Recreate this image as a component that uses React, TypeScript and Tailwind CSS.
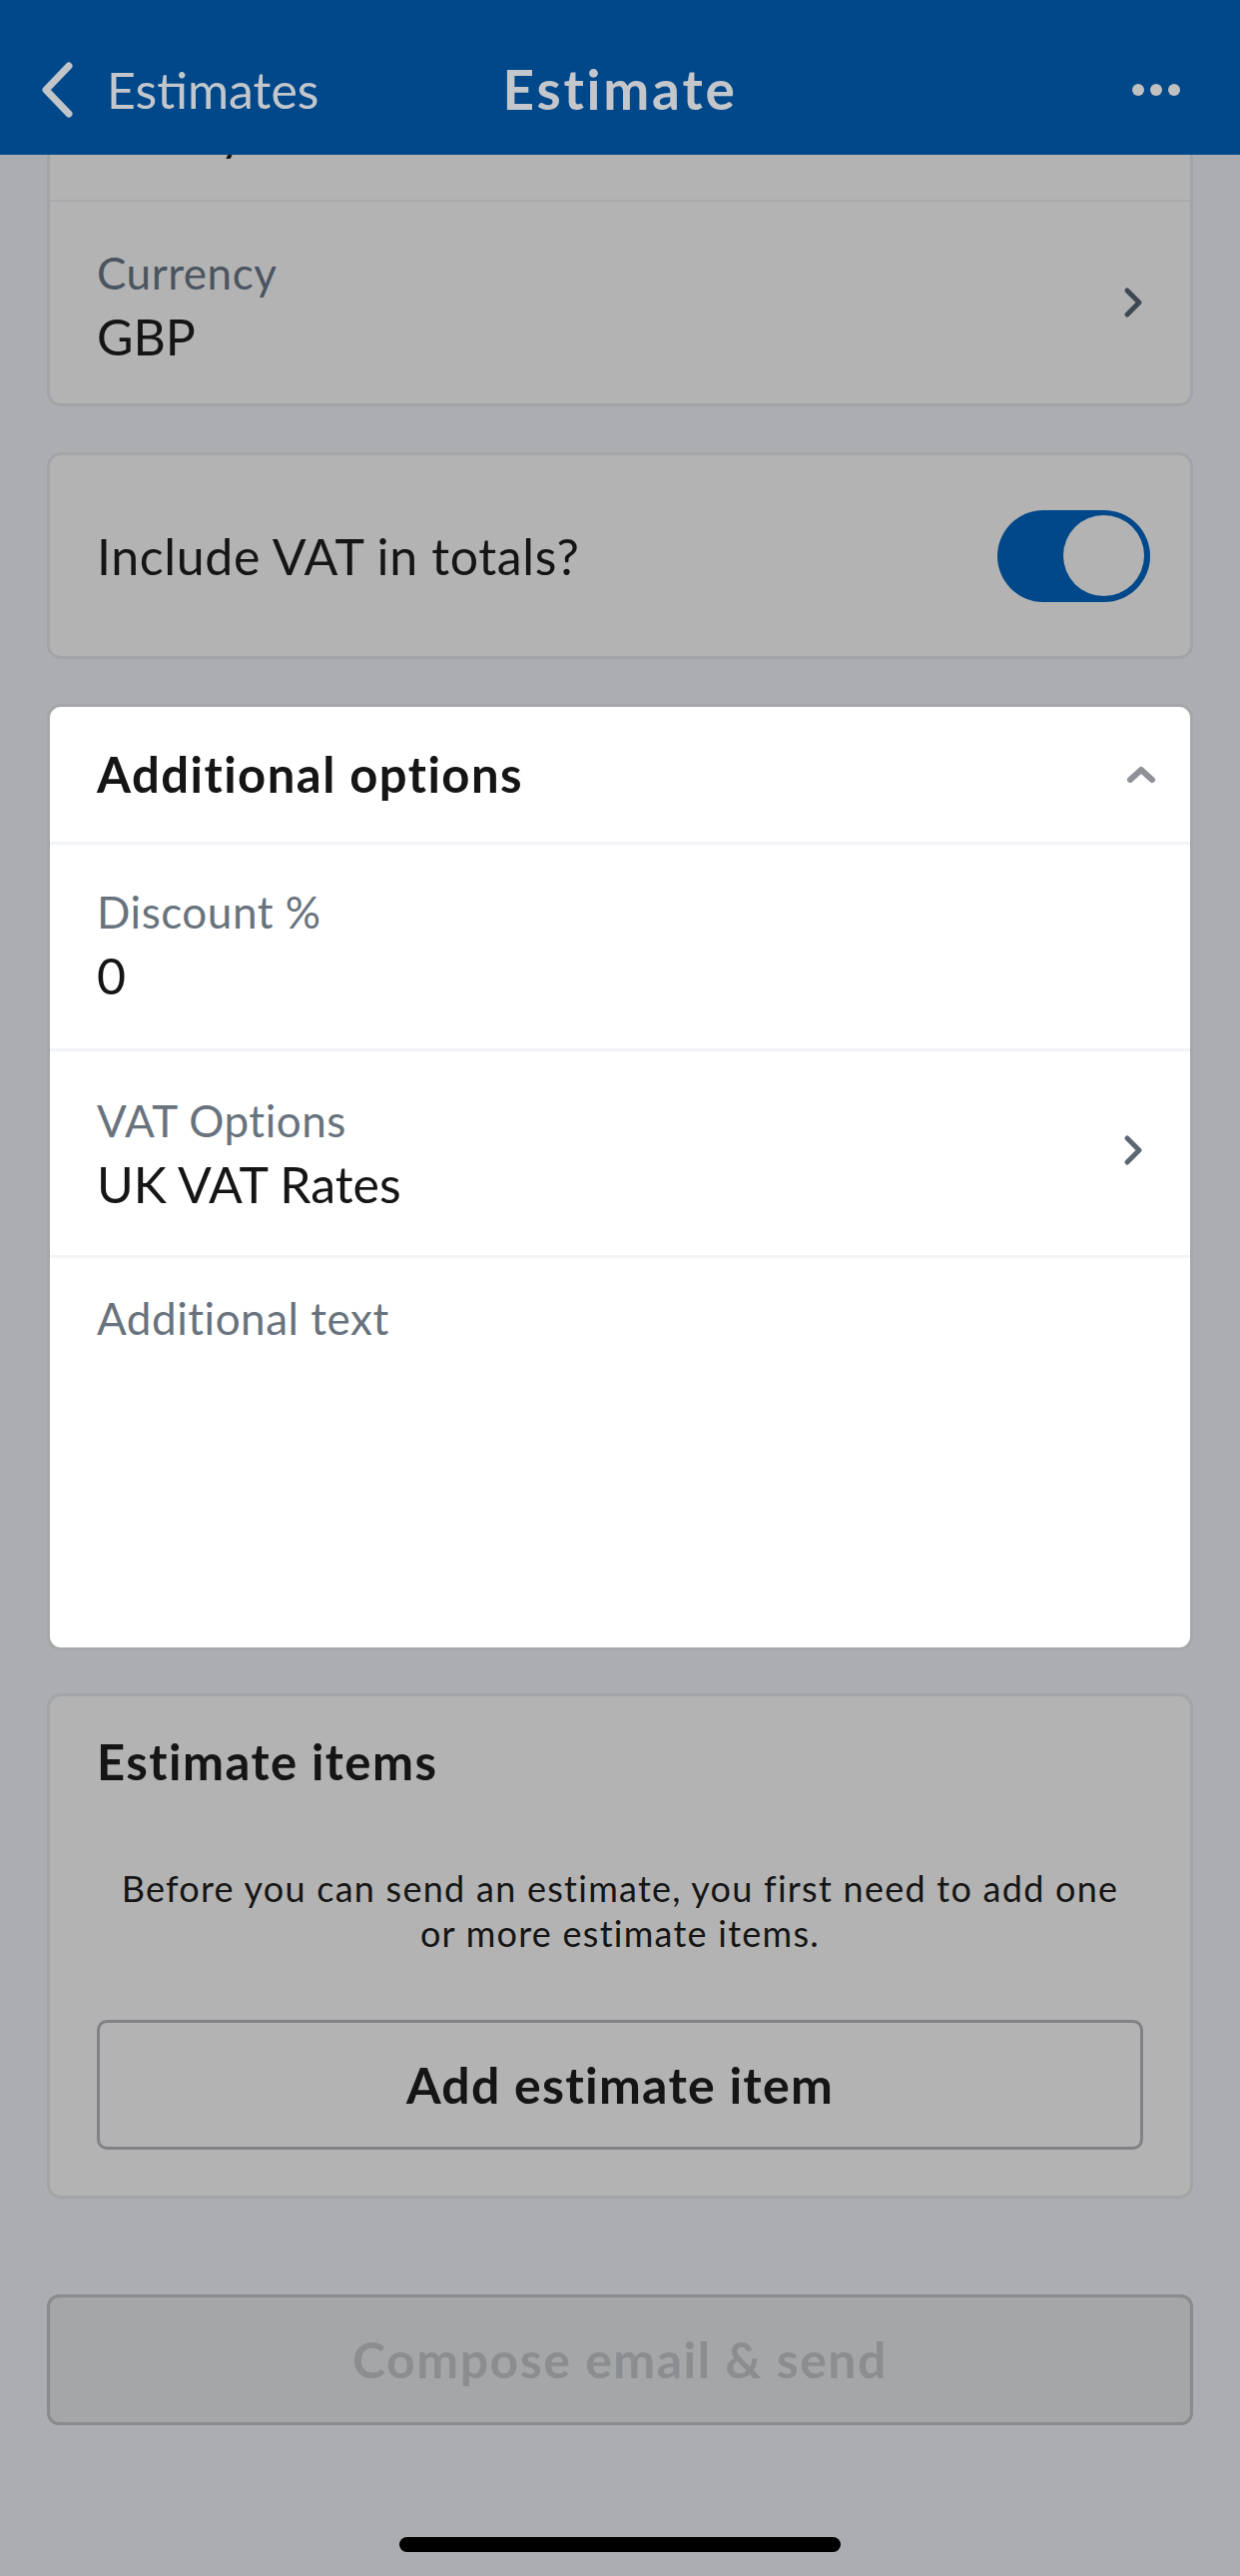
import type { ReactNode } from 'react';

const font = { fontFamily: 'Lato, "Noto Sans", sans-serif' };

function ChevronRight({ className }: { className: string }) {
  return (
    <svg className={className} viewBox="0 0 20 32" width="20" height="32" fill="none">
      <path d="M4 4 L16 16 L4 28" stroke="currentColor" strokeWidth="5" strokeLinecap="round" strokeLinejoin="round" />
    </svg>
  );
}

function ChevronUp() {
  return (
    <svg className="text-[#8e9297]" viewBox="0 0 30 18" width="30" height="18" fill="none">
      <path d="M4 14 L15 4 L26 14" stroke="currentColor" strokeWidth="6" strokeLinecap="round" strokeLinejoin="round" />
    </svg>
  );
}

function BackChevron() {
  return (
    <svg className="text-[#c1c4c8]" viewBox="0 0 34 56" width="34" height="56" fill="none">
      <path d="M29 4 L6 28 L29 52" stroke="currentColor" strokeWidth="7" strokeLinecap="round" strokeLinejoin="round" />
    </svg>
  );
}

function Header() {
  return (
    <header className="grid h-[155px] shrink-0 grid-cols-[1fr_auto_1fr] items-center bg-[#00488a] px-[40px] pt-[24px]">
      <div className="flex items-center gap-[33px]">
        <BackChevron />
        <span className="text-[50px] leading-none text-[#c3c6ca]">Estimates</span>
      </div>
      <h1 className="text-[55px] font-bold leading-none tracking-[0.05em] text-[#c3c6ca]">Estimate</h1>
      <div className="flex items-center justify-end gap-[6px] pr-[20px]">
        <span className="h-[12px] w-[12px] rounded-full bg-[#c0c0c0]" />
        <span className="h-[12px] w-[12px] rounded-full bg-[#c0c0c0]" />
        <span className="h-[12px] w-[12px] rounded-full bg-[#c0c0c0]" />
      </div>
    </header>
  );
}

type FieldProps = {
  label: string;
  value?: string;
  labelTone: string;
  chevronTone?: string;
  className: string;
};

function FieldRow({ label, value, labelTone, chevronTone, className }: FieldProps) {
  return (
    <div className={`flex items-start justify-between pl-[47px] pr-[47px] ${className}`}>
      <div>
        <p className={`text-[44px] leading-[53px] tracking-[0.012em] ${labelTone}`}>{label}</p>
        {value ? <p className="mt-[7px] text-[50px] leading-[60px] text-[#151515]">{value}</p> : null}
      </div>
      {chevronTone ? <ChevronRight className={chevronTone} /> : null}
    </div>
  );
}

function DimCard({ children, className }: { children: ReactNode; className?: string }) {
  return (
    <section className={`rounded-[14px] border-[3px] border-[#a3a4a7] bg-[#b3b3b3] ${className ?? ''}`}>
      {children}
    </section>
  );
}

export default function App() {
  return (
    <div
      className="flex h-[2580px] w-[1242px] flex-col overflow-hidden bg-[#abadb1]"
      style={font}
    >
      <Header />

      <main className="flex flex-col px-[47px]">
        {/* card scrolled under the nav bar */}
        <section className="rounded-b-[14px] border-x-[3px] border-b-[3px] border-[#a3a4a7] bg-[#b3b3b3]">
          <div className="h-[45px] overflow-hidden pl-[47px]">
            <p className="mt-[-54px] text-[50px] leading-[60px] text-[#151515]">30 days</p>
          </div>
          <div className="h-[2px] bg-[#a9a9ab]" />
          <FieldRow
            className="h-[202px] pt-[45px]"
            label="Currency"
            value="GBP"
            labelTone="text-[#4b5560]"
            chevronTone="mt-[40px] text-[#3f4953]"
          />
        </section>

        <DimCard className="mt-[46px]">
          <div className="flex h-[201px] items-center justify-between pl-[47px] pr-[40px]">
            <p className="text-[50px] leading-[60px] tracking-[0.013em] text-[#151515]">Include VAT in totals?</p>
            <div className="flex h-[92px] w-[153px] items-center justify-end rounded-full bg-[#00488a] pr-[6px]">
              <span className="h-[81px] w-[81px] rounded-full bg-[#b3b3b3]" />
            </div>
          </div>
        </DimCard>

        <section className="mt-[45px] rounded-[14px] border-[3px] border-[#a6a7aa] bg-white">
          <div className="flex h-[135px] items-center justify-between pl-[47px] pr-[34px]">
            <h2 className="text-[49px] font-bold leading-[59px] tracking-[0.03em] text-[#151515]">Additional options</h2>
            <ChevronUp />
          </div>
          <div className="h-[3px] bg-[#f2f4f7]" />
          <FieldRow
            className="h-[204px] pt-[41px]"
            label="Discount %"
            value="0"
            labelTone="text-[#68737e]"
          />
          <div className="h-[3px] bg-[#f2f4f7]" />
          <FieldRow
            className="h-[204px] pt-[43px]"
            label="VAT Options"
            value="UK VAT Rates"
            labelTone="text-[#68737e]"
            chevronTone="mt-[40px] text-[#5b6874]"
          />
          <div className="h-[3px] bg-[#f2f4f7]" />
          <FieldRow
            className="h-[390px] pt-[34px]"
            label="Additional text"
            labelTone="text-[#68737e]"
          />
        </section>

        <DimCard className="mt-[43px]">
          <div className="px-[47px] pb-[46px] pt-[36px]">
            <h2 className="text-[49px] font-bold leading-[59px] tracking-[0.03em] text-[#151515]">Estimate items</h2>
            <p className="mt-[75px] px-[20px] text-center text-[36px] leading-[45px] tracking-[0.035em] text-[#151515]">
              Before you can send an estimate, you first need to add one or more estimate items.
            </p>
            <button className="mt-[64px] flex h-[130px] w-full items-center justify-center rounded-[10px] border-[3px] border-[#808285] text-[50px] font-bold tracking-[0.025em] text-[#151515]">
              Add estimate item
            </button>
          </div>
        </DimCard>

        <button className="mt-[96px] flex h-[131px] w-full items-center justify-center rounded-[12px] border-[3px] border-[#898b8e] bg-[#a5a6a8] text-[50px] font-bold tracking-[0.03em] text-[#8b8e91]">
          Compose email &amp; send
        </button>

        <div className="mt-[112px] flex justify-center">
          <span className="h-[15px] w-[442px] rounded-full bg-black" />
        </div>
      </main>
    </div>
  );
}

=======

Go through the listing above and write it all out exactly, leaving out any picture.

Recreate this image as a component that uses React, TypeScript and Tailwind CSS.
import type { ReactNode } from 'react';

const font = { fontFamily: 'Lato, "Noto Sans", sans-serif' };

function ChevronRight({ className }: { className: string }) {
  return (
    <svg className={className} viewBox="0 0 20 32" width="20" height="32" fill="none">
      <path d="M4 4 L16 16 L4 28" stroke="currentColor" strokeWidth="5" strokeLinecap="round" strokeLinejoin="round" />
    </svg>
  );
}

function ChevronUp() {
  return (
    <svg className="text-[#8e9297]" viewBox="0 0 30 18" width="30" height="18" fill="none">
      <path d="M4 14 L15 4 L26 14" stroke="currentColor" strokeWidth="6" strokeLinecap="round" strokeLinejoin="round" />
    </svg>
  );
}

function BackChevron() {
  return (
    <svg className="text-[#c1c4c8]" viewBox="0 0 34 56" width="34" height="56" fill="none">
      <path d="M29 4 L6 28 L29 52" stroke="currentColor" strokeWidth="7" strokeLinecap="round" strokeLinejoin="round" />
    </svg>
  );
}

function Header() {
  return (
    <header className="grid h-[155px] shrink-0 grid-cols-[1fr_auto_1fr] items-center bg-[#00488a] px-[40px] pt-[24px]">
      <div className="flex items-center gap-[33px]">
        <BackChevron />
        <span className="text-[50px] leading-none text-[#c3c6ca]">Estimates</span>
      </div>
      <h1 className="text-[55px] font-bold leading-none tracking-[0.05em] text-[#c3c6ca]">Estimate</h1>
      <div className="flex items-center justify-end gap-[6px] pr-[20px]">
        <span className="h-[12px] w-[12px] rounded-full bg-[#c0c0c0]" />
        <span className="h-[12px] w-[12px] rounded-full bg-[#c0c0c0]" />
        <span className="h-[12px] w-[12px] rounded-full bg-[#c0c0c0]" />
      </div>
    </header>
  );
}

type FieldProps = {
  label: string;
  value?: string;
  labelTone: string;
  chevronTone?: string;
  className: string;
};

function FieldRow({ label, value, labelTone, chevronTone, className }: FieldProps) {
  return (
    <div className={`flex items-start justify-between pl-[47px] pr-[47px] ${className}`}>
      <div>
        <p className={`text-[44px] leading-[53px] tracking-[0.012em] ${labelTone}`}>{label}</p>
        {value ? <p className="mt-[7px] text-[50px] leading-[60px] text-[#151515]">{value}</p> : null}
      </div>
      {chevronTone ? <ChevronRight className={chevronTone} /> : null}
    </div>
  );
}

function DimCard({ children, className }: { children: ReactNode; className?: string }) {
  return (
    <section className={`rounded-[14px] border-[3px] border-[#a3a4a7] bg-[#b3b3b3] ${className ?? ''}`}>
      {children}
    </section>
  );
}

export default function App() {
  return (
    <div
      className="flex h-[2580px] w-[1242px] flex-col overflow-hidden bg-[#abadb1]"
      style={font}
    >
      <Header />

      <main className="flex flex-col px-[47px]">
        {/* card scrolled under the nav bar */}
        <section className="rounded-b-[14px] border-x-[3px] border-b-[3px] border-[#a3a4a7] bg-[#b3b3b3]">
          <div className="h-[45px] overflow-hidden pl-[47px]">
            <p className="mt-[-54px] text-[50px] leading-[60px] text-[#151515]">30 days</p>
          </div>
          <div className="h-[2px] bg-[#a9a9ab]" />
          <FieldRow
            className="h-[202px] pt-[45px]"
            label="Currency"
            value="GBP"
            labelTone="text-[#4b5560]"
            chevronTone="mt-[40px] text-[#3f4953]"
          />
        </section>

        <DimCard className="mt-[46px]">
          <div className="flex h-[201px] items-center justify-between pl-[47px] pr-[40px]">
            <p className="text-[50px] leading-[60px] tracking-[0.013em] text-[#151515]">Include VAT in totals?</p>
            <div className="flex h-[92px] w-[153px] items-center justify-end rounded-full bg-[#00488a] pr-[6px]">
              <span className="h-[81px] w-[81px] rounded-full bg-[#b3b3b3]" />
            </div>
          </div>
        </DimCard>

        <section className="mt-[45px] rounded-[14px] border-[3px] border-[#a6a7aa] bg-white">
          <div className="flex h-[135px] items-center justify-between pl-[47px] pr-[34px]">
            <h2 className="text-[49px] font-bold leading-[59px] tracking-[0.03em] text-[#151515]">Additional options</h2>
            <ChevronUp />
          </div>
          <div className="h-[3px] bg-[#f2f4f7]" />
          <FieldRow
            className="h-[204px] pt-[41px]"
            label="Discount %"
            value="0"
            labelTone="text-[#68737e]"
          />
          <div className="h-[3px] bg-[#f2f4f7]" />
          <FieldRow
            className="h-[204px] pt-[43px]"
            label="VAT Options"
            value="UK VAT Rates"
            labelTone="text-[#68737e]"
            chevronTone="mt-[40px] text-[#5b6874]"
          />
          <div className="h-[3px] bg-[#f2f4f7]" />
          <FieldRow
            className="h-[390px] pt-[34px]"
            label="Additional text"
            labelTone="text-[#68737e]"
          />
        </section>

        <DimCard className="mt-[43px]">
          <div className="px-[47px] pb-[46px] pt-[36px]">
            <h2 className="text-[49px] font-bold leading-[59px] tracking-[0.03em] text-[#151515]">Estimate items</h2>
            <p className="mt-[75px] px-[20px] text-center text-[36px] leading-[45px] tracking-[0.035em] text-[#151515]">
              Before you can send an estimate, you first need to add one or more estimate items.
            </p>
            <button className="mt-[64px] flex h-[130px] w-full items-center justify-center rounded-[10px] border-[3px] border-[#808285] text-[50px] font-bold tracking-[0.025em] text-[#151515]">
              Add estimate item
            </button>
          </div>
        </DimCard>

        <button className="mt-[96px] flex h-[131px] w-full items-center justify-center rounded-[12px] border-[3px] border-[#898b8e] bg-[#a5a6a8] text-[50px] font-bold tracking-[0.03em] text-[#8b8e91]">
          Compose email &amp; send
        </button>

        <div className="mt-[112px] flex justify-center">
          <span className="h-[15px] w-[442px] rounded-full bg-black" />
        </div>
      </main>
    </div>
  );
}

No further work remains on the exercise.